Speak in accordance with each hearer's understanding
- Sufi adage
Ludwig Wittgenstein, in one of his anthropological cautionary tales,
sets forth the seemingly incomprehensible behavior of a clan whose
language is unknown to the anthropologist observing them. Proposing
several mutually exclusive possible interpretations of their actions,
Wittgenstein finally asks, "Have we any way of choosing among
these alternatives?"
In another instance, discussing the seemingly illogical basis for
a deeply held religious belief, he comments, "For a blunder,
that's too big." And adds, a little later, that if he heard
an otherwise commonsensical person engage in such a curious assertion,
he would think to himself, "This is no blunder."

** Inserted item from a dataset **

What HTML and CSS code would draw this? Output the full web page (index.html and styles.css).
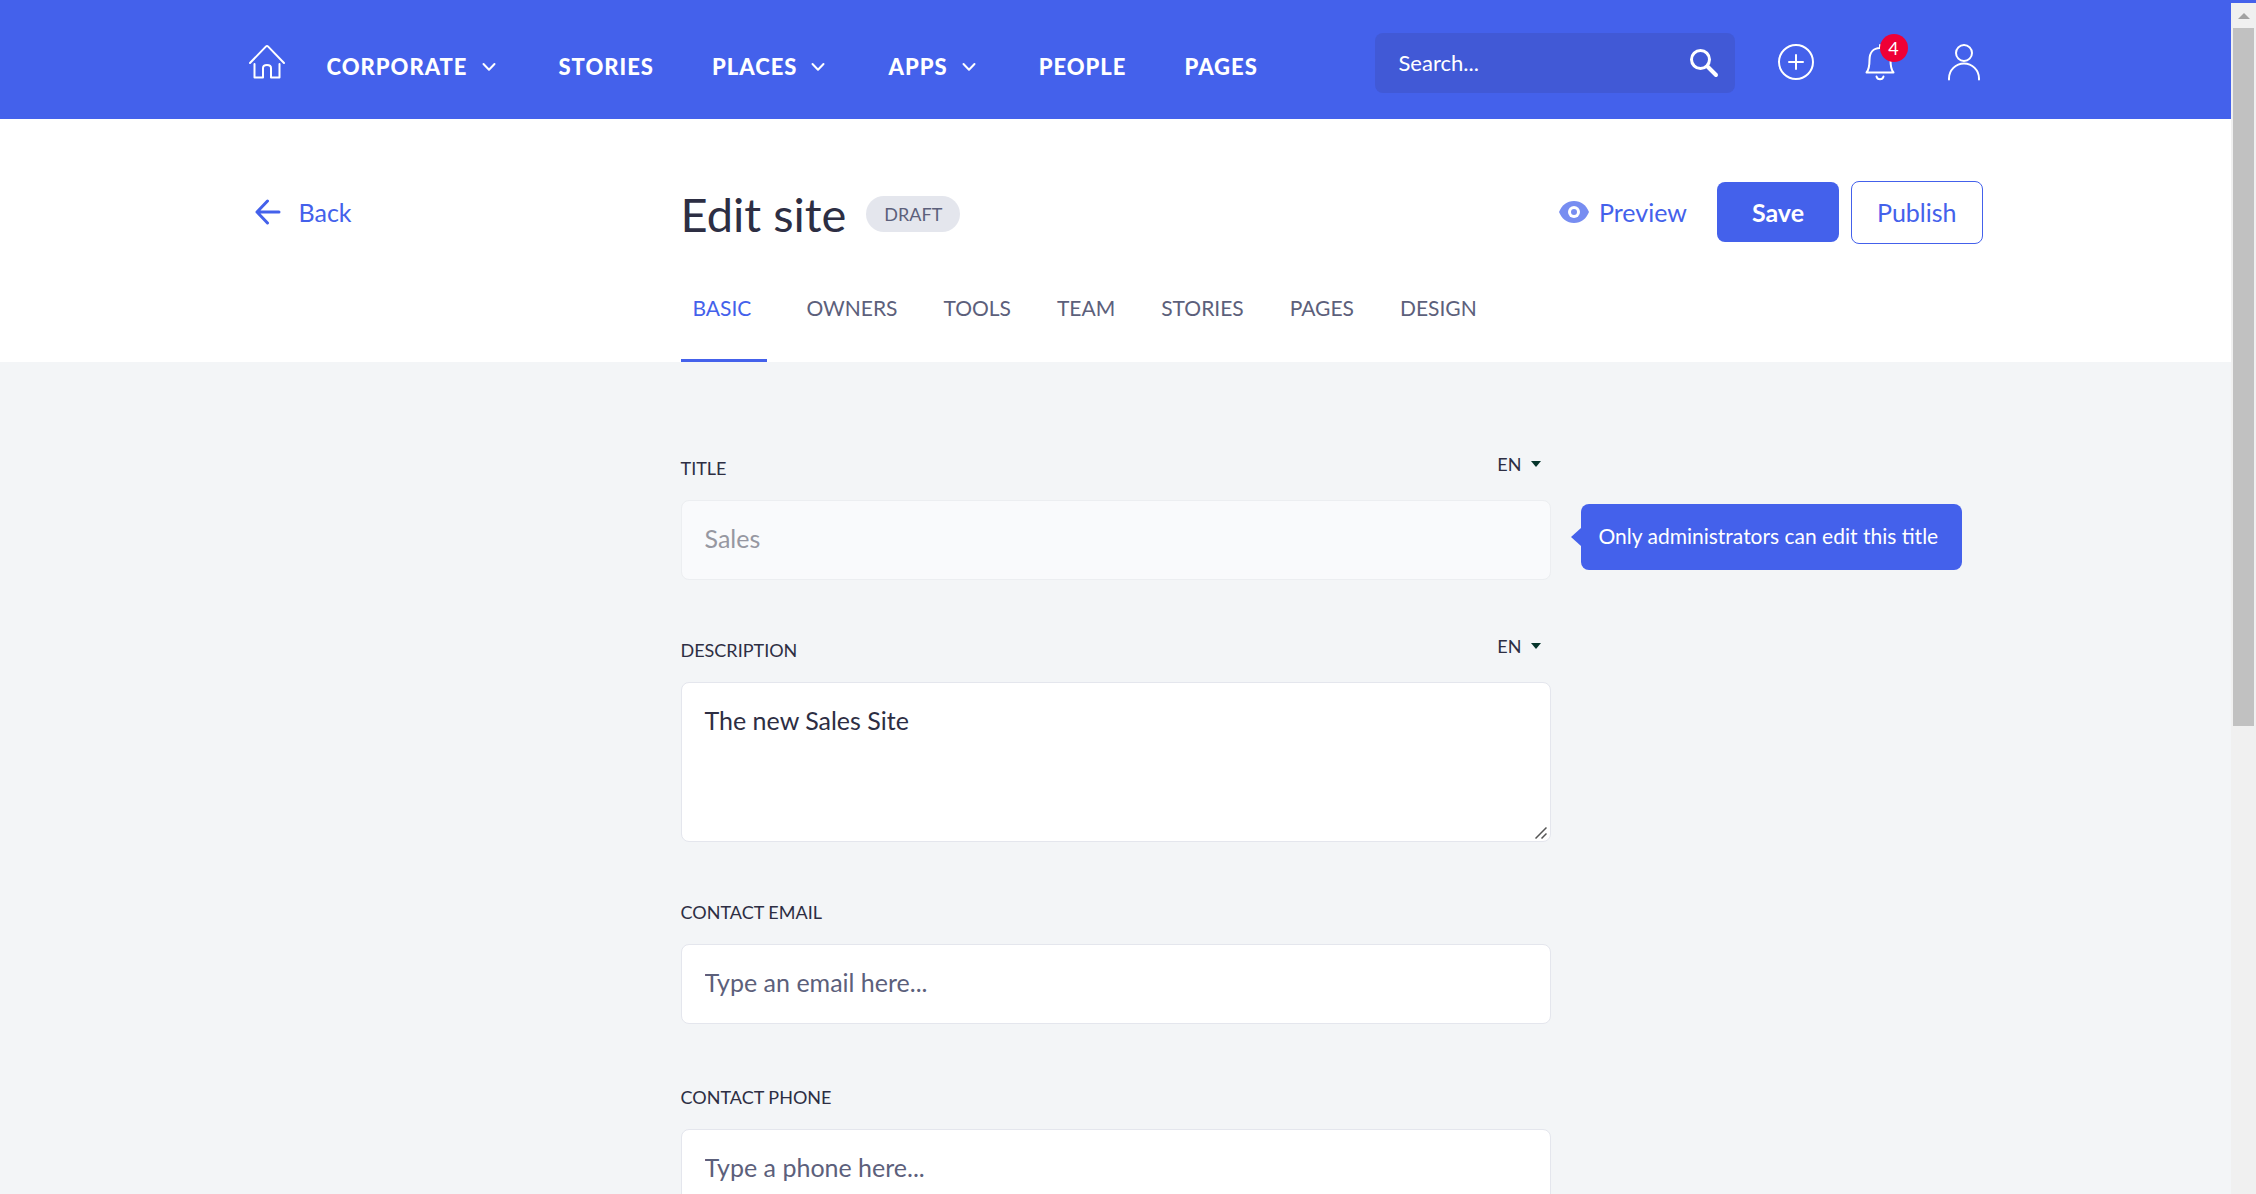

These reflections make appropriate starting points for pondering
the artistic career of A. G. Goréja. For it is unquestionably
the case that Goréja, who has produced landscape art in a
reasonably creditable version of romantic realism, including some
visionary scenes that are quite striking by any standards, has also
engaged in whimsical-looking styles that are likely to appear quite
strange to art-historically savvy inheritors of European culture.
We are accustomed to the contorted cartoon character as a vehicle
of nihilism or idiosyncrasy (à la R. Crumb) in pop genres,
and as a high-art vehicle in the paintings of Peter Saul or Kenny
Schraf in the world of the Whitney Biennial - not to mention Ronnie
Cutrone and Rodney Alan Greenblat, whose emergence onto the national
scene in exactly contemporaries with the period of Goréja's
most cartoon-like style. Therefore, we do not expect to find such
a style used as a vehicle for esoteric religion, as Goréja
has used it. Postmodernist appropriation of popular styles is typically
ironic; so-called postcolonial art is typically political. We do
not know what to make of art that seems to resemble both kinds of
"post" and be neither one.
But theorist - from Thomas McEvilley in art criticism to Kwame
Anthony Appriah in philosophy or James Clifford in anthropology
- should have sensitized us to the possibility that when we are
taken aback by styles and messages that seem anomalous, we are witnessing
an inventive collision of forms of culture. For although A. G. Goréja
has long been resident of the United States, his sensibilities were
first formed in British India, and subsequently in Europe were he
lived and studied art in several cities. He abandoned art for a
decade in the 1970s and '80s to devote himself to Sufism - but Sufism
as acquired from study of scholars and ancient texts rather than
apprenticeship to a Master in the traditional sense. We are, then,
already in a post modern as well as postcolonial world - even though
Goréja would regard both terms as fundamentally inapplicable
to his art. So the rules of twentieth century art history cannot
be used with impunity to understand this man's career.
This does not mean that we cannot make serious aesthetic judgments
regarding the relative adequacy of the symbols Goréja has
chosen to communicate his vision as they operate in an American
context, or that we must surrender the possibility of deciding the
extent to which his work either transmits a tradition or creates
an integral vision that is of interest to our contemporary situation.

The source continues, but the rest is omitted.